Formada por uma quase integridade de atletas que vivem já bastante distantes do mundo brasileiro, o escrete verde-e-amarelo já consolidava um significativo (mal) presságio, pois a essa distância da realidade nacional assomava-se o fato de sermos uma nação repleta de “homens cordiais”, em sua maioria pacatos, silenciosos e inertes, dentre os quais aqueles onze homens não poderiam esconder qualquer segredo diferente.
E foi isso mesmo que aconteceu.
Estrelas do show businnes global, astros do merchandising internacional e popstars do faz-de-conta mundial, a preocupação de cada um apenas com a vida própria e de seus familiares justifica-se plenamente, nos mesmos moldes em que é (pretensamente) justificado o individualismo egocêntrico do regime anti-social vigente em quase todo o resto da Terra.

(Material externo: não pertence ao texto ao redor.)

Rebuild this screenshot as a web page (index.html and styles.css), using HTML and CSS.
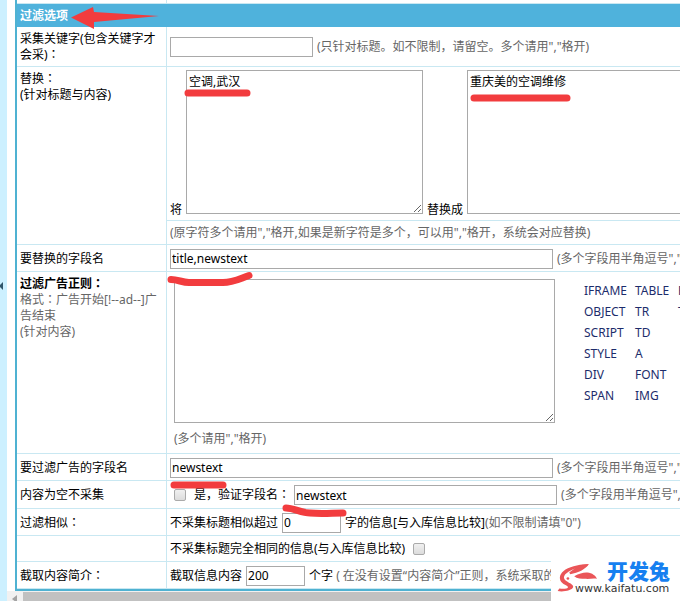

Toda essa maldita realidade – a misturar a “cordialidade” do selecionador com os seus comandados, a “inércia” de quatro futebolistas em linha a olhar o gol adversário e, novamente, de um parvo gestor de talentos (sic) cagado e mumificado perante a realidade campal, o "egocentrismo" de um pseudocapitão na busca de recordes pessoais, e, finalmente, o “espírito do capitalismo” simbolizado em uma faixa na cabeça do mercadológico melhor do mundo (mas, na verdade, uma rara espécie de homem-foca do Cirque de Soleil) –, apenas fora ratificada, talvez em definitivo, naquele estádio alemão.
No estágio e, principalmente, no formato atual de globalização, talvez seja hora de rever a política de destacamento de atletas nacionais para a disputa de competições deste porte, afinal, os pensamentos, as motivações e as necessidades estampadas no cotidiano e nas atitudes de cada um daqueles homens em (quase) nada representava esta terra brasilis, pois a sua maioria era formada por cidadãos que não buscavam mais nada no futebol ou no reconhecimento pela terra-mãe.
Não há nenhum misticismo, nenhuma teoria conspiratória, nenhum pacto diabólico ou mesmo nenhuma enfermidade físico-psíquica coletiva que pretendam justificar o vexame deste final de semana, pois o que houve apenas está a representar o mero produto cartesiano do sistema que rege as relações humanas atuais.
Não se tenham devaneadoras dúvidas: o que está em jogo é muito mais que uma partida que pára o Brasil, e muito menos que uma vil partida que possa macular cabeça, tronco e membros destes atletas-propaganda.
Embora não assente na mente sapiente de poucos milhares de cidadãos instruídos – ainda que a emoção às vezes suplante a razão –, machuca saber que em milhões de pessoas a tristeza e o desespero de ver desonrada as cores da bandeira em um campo de futebol sobressaia à tristeza e ao desespero de ver diuturnamente maculada as cores nacionais no campo da política, com a falta de democracia econômica e a desigualdade humana; porém, tratar com descaso e desídia um jogo que para a maioria de nossa gente é o único momento de retificação social – em cujo quadriênio aponta para um carnaval de trinta dias e para uma temporária unificação nacional –, é o maior e mais epidêmico dos males.
Agora, resta acreditar que aos poucos a nossa civilização desprende-se deste fúteis laços e fita-se de modo mais realista e importante nas verdadeiras questões nacionais, bem diferente da não observada nesta Copa do Mundo.
Enfim, deve-se abrir e roçar os olhos para enxergar o que realmente apareceu neste último sábado, pois o que se viu não foi uma “pátria de chuteiras”.
Viu-se, simplesmente, um amontoado de chuteiras multinacionais, sem pátria, sem corpo e com a alma alugada.